TO BE DONE:
Copy every line of the records below where the word "components" occurs.
>>>
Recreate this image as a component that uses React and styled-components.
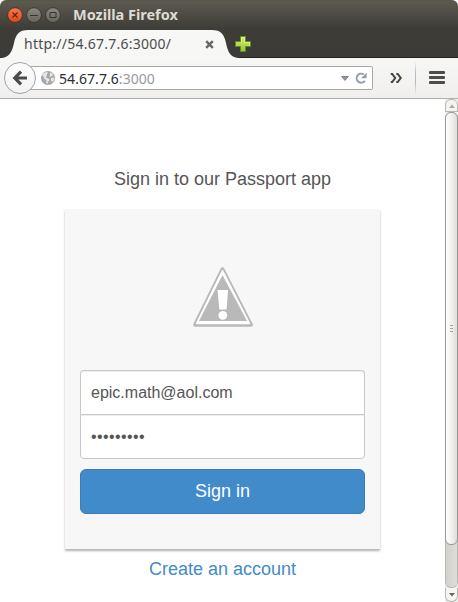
import React from "react";
import styled, { createGlobalStyle } from "styled-components";

const Global = createGlobalStyle`
  * { box-sizing: border-box; }
  body { margin: 0; background: #fff; overflow: hidden; }
  svg { display: block; flex: none; }
`;

const Window = styled.div`
  width: 458px;
  height: 602px;
  display: flex;
  flex-direction: column;
  overflow: hidden;
  background: #fff;
  font-family: "Noto Sans", "Open Sans", sans-serif;
`;

const Chrome = styled.header`
  height: 58px;
  flex: none;
  border-radius: 6px 6px 0 0;
  background: linear-gradient(#57544b 0, #5c594f 2px, #3d3c37 29px, #3c3b37 57px, #24231f 57px);
`;

const TitleBar = styled.div`
  height: 30px;
  display: flex;
  align-items: center;
  padding: 0 0 1px 7px;
  gap: 3px;
`;

const Title = styled.h1`
  margin: 0 0 2px 9px;
  font-size: 14.5px;
  line-height: 20px;
  font-weight: 700;
  letter-spacing: -0.02px;
  color: #dfdbd2;
  white-space: nowrap;
`;

const TabStrip = styled.div`
  height: 28px;
  display: flex;
`;

const Tab = styled.div`
  position: relative;
  width: 235px;
  height: 28px;
  display: flex;
  align-items: center;
  padding-left: 24px;
`;

const TabShape = styled.svg`
  position: absolute;
  left: 0;
  top: 0;
`;

const TabLabel = styled.span`
  position: relative;
  width: 181px;
  font-size: 14px;
  line-height: 20px;
  letter-spacing: 0.24px;
  color: #4c4c4c;
  white-space: nowrap;
`;

const TabClose = styled.svg`
  position: relative;
`;

const NewTab = styled.button`
  display: flex;
  align-items: flex-start;
  border: 0;
  padding: 6px 0 0;
  background: none;
  height: 28px;
`;

const Toolbar = styled.div`
  height: 41px;
  flex: none;
  display: flex;
  align-items: center;
  padding: 0 0 0 4px;
  background: linear-gradient(#f7f7f6, #f0efee);
  border-bottom: 1px solid #b4b1aa;
`;

const BackButton = styled.button`
  width: 32px;
  height: 32px;
  flex: none;
  padding: 0;
  display: grid;
  place-items: center;
  border: 1px solid #99a3b0;
  border-radius: 50%;
  background: linear-gradient(#fdfdfd, #f3f3f2);
  z-index: 1;
`;

const AddressBar = styled.div`
  width: 345px;
  height: 24px;
  margin-left: -8px;
  padding: 0 5px 0 13px;
  display: flex;
  align-items: center;
  border: 1px solid #aaa79f;
  border-left: 0;
  border-radius: 0 2px 2px 0;
  background: #fff;
`;

const Url = styled.span`
  flex: 1;
  margin-left: 4px;
  padding-top: 1px;
  font-size: 14px;
  line-height: 20px;
  letter-spacing: 0.06px;
  color: #2e2e2e;
  white-space: nowrap;
`;

const Port = styled.span`
  color: #999;
`;

const ReloadIcon = styled.svg`
  margin-left: 6px;
`;

const OverflowIcon = styled.svg`
  margin-left: 17px;
`;

const Separator = styled.i`
  width: 1px;
  height: 34px;
  margin: 0 13px;
  background: linear-gradient(#c3c8ce00, #b4bbc4 35%, #b4bbc4 65%, #c3c8ce00);
`;

const Viewport = styled.div`
  flex: 1;
  min-height: 0;
  display: flex;
`;

const Page = styled.main`
  flex: 1;
  display: flex;
  flex-direction: column;
  align-items: center;
  font-family: "Liberation Sans", Arial, sans-serif;
`;

const Heading = styled.h2`
  margin: 70px 0 19px;
  font-size: 18px;
  font-weight: 400;
  line-height: 21px;
  color: #555;
`;

const Card = styled.form`
  width: 315px;
  height: 340px;
  padding: 58px 15px 0;
  display: flex;
  flex-direction: column;
  background: #f7f7f7;
  box-shadow: 0 2px 2px rgba(0, 0, 0, 0.3);
`;

const Warning = styled.svg`
  margin: 0 auto 43px;
`;

const Field = styled.input`
  width: 100%;
  height: ${(p) => (p.$last ? 45 : 44)}px;
  padding: 0 10px;
  border: 1px solid #c8c8c8;
  border-bottom-width: ${(p) => (p.$last ? 1 : 0)}px;
  border-radius: ${(p) => (p.$last ? "0 0 4px 4px" : "4px 4px 0 0")};
  background: #fff;
  box-shadow: inset 0 1px 1px rgba(0, 0, 0, 0.075);
  outline: 0;
  font: 16px "Liberation Sans", Arial, sans-serif;
  letter-spacing: ${(p) => (p.$last ? "0.4px" : "normal")};
  color: #555;
`;

const SubmitButton = styled.button`
  height: 45px;
  margin-top: 10px;
  padding: 0;
  border: 1px solid #357ebd;
  border-radius: 6px;
  background: #428bca;
  color: #fff;
  font: 18px "Liberation Sans", Arial, sans-serif;
`;

const AccountLink = styled.a`
  margin-top: 10px;
  font-size: 18px;
  line-height: 21px;
  color: #428bca;
`;

const Scrollbar = styled.div`
  width: 13px;
  display: flex;
  flex-direction: column;
  background: #f0efee;
`;

const ScrollButton = styled.div`
  height: ${(p) => (p.$down ? 14 : 13)}px;
  display: grid;
  place-items: center;
  border: 1px solid #b9b6b0;
  border-top-width: ${(p) => (p.$down ? 0 : 1)}px;
  border-radius: ${(p) => (p.$down ? "0 0 6px 6px" : "6px 6px 0 0")};
  background: #f5f4f3;
`;

const Track = styled.div`
  flex: 1;
  border: 1px solid #b9b6b0;
  border-width: 0 0 1px;
  border-radius: 6px;
  background: linear-gradient(90deg, #b9b6b0 1px, #d2d1ce 1px, #deddda 12px, #b9b6b0 12px);
`;

const Thumb = styled.div`
  height: 433px;
  display: flex;
  flex-direction: column;
  align-items: center;
  justify-content: center;
  gap: 2px;
  border: 1px solid #999791;
  border-radius: 6px;
  background: linear-gradient(90deg, #fff, #f3f2f1 45%, #dedddb);
`;

const Grip = styled.i`
  width: 3px;
  height: 1px;
  background: #a7a49f;
`;

const WindowButton = ({ kind }) => (
  <svg width="16" height="18" viewBox="0 0 16 18">
    <defs>
      <linearGradient id={"wb" + kind} x1="0" y1="0" x2="0" y2="1">
        <stop stopColor={kind === "close" ? "#f47b4f" : "#8b8980"} />
        <stop offset="1" stopColor={kind === "close" ? "#dd4814" : "#65635b"} />
      </linearGradient>
    </defs>
    <circle cx="8" cy="9.1" r="7.4" fill={`url(#wb${kind})`} stroke="#33312b" strokeWidth=".8" />
    <g fill="none" stroke={kind === "close" ? "#63220e" : "#35342e"} strokeWidth="1">
      {kind === "close" && <path d="M5.5 6.5l5 5m0-5l-5 5" strokeWidth="1.2" />}
      {kind === "min" && <path d="M4 9.5h8" />}
      {kind === "max" && <path d="M5 6.5h6v5h-6z" />}
    </g>
  </svg>
);

export default function App() {
  return (
    <Window>
      <Global />
      <Chrome>
        <TitleBar>
          <WindowButton kind="close" />
          <WindowButton kind="min" />
          <WindowButton kind="max" />
          <Title>Mozilla Firefox</Title>
        </TitleBar>
        <TabStrip>
          <Tab>
            <TabShape width="242" height="28" viewBox="0 0 242 28">
              <path d="M0 28C9 28 12 22 14 13C16 4 19 0 28 0H212C221 0 224 4 226 13C228 23 231 28 240 28Z" fill="#f7f7f6" />
            </TabShape>
            <TabLabel>http://54.67.7.6:3000/</TabLabel>
            <TabClose width="9" height="9" viewBox="0 0 9 9">
              <path d="M1.2 1.2l6.6 6.6m0-6.6L1.2 7.8" stroke="#666" strokeWidth="2.4" />
            </TabClose>
          </Tab>
          <NewTab type="button" aria-label="New tab">
            <svg width="16" height="16" viewBox="0 0 16 16">
              <defs>
                <linearGradient id="plus" x1="0" y1="0" x2="0" y2="1">
                  <stop stopColor="#d8ee72" />
                  <stop offset="1" stopColor="#9bc52c" />
                </linearGradient>
              </defs>
              <path d="M5.5 .5h5v5h5v5h-5v5h-5v-5h-5v-5h5z" fill="url(#plus)" stroke="#5e8e25" />
              <path d="M6.5 6.5v-5h3v5h5v3" fill="none" stroke="#e6f7a0" strokeOpacity=".6" />
            </svg>
          </NewTab>
        </TabStrip>
      </Chrome>
      <Toolbar>
        <BackButton type="button" aria-label="Back">
          <svg width="16" height="16" viewBox="0 0 16 16" fill="none" stroke="#4b4b4b" strokeWidth="3.2">
            <path d="M9 1.7L2.8 8L9 14.3M3 8h12" />
          </svg>
        </BackButton>
        <AddressBar>
          <svg width="14" height="14" viewBox="0 0 14 14">
            <circle cx="7" cy="7" r="7" fill="#a7a7a7" />
            <path d="M1 3.7L3 2l3-1 1 1.1L5.6 3.4l.6 1L4.8 6l1.1 1.1 2 .7.7 1.5L7 11.1l-.4 2-1.3-1.4V9L3.2 7.7 2.4 5.5zM9.3 1.3l2.2 1.2.6 1.7-1.4.5-.7 1.3-1.5-.5.3-1.6zM10 7l2.5-.5.7 1.2-.8 2.3-1.3 1L9.8 9z" fill="#e7e7e7" />
          </svg>
          <Url>54.67.7.6<Port>:3000</Port></Url>
          <svg width="8" height="6" viewBox="0 0 8 6">
            <path d="M.7 1.5h6.6L4 5.5z" fill="#999" stroke="#707070" strokeWidth=".8" />
          </svg>
          <ReloadIcon width="12" height="13" viewBox="0 0 12 13">
            <path d="M8.6 2.4A4.5 4.5 0 1 0 9.8 8.8" fill="none" stroke="#929fac" strokeWidth="2" />
            <path d="M11.6 .7v5.5H6z" fill="#929fac" />
          </ReloadIcon>
        </AddressBar>
        <OverflowIcon width="12" height="10" viewBox="0 0 12 10" fill="none" stroke="#444" strokeWidth="2">
          <path d="M.8 1H2.2L5.2 5L2.2 9H.8M6.3 1H7.7L10.7 5L7.7 9H6.3" />
        </OverflowIcon>
        <Separator />
        <svg width="16" height="14" viewBox="0 0 16 14" fill="#4c4c4c">
          <rect y="0" width="16" height="3" rx="1" />
          <rect y="5" width="16" height="3" rx="1" />
          <rect y="10" width="16" height="3" rx="1" />
        </svg>
      </Toolbar>
      <Viewport>
        <Page>
          <Heading>Sign in to our Passport app</Heading>
          <Card>
            <Warning width="60" height="60" viewBox="0 0 60 60">
              <path d="M29.5 2.2L58 57.8H2Z" fill="#fff" stroke="#b9b9b9" strokeWidth="3.8" strokeLinejoin="round" />
              <path d="M29.5 3.5L56.5 56.5H3.5Z" fill="#fff" stroke="#fff" strokeWidth="1.4" strokeLinejoin="round" />
              <path d="M29.5 8L54 54H6Z" fill="#b9b9b9" />
              <path d="M24.5 23h10.5l-1.4 19.5h-7.3z" fill="#fff" />
              <circle cx="29.8" cy="48.3" r="4.4" fill="#fff" />
            </Warning>
            <Field type="text" aria-label="Email" defaultValue="epic.math@aol.com" />
            <Field $last type="password" aria-label="Password" defaultValue="123456789" />
            <SubmitButton type="button">Sign in</SubmitButton>
          </Card>
          <AccountLink>Create an account</AccountLink>
        </Page>
        <Scrollbar>
          <ScrollButton>
            <svg width="6" height="4" viewBox="0 0 6 4"><path d="M0 4L3 .5L6 4z" fill="#aaa" /></svg>
          </ScrollButton>
          <Track>
            <Thumb><Grip /><Grip /><Grip /></Thumb>
          </Track>
          <ScrollButton $down>
            <svg width="6" height="4" viewBox="0 0 6 4"><path d="M0 0L3 3.5L6 0z" fill="#666" /></svg>
          </ScrollButton>
        </Scrollbar>
      </Viewport>
    </Window>
  );
}
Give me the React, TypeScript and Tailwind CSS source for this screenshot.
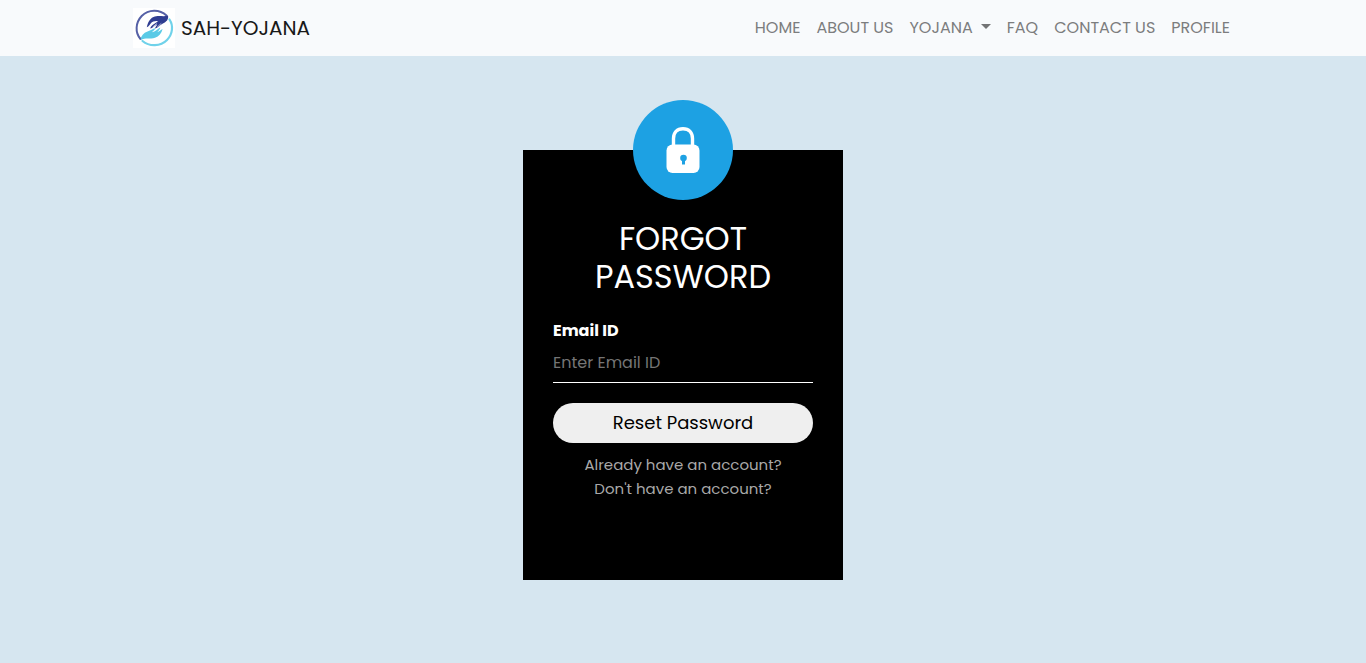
<<<
EXERCISE RESPONSE:
Recreate this image as a component that uses React and styled-components.
import styled, { createGlobalStyle } from "styled-components";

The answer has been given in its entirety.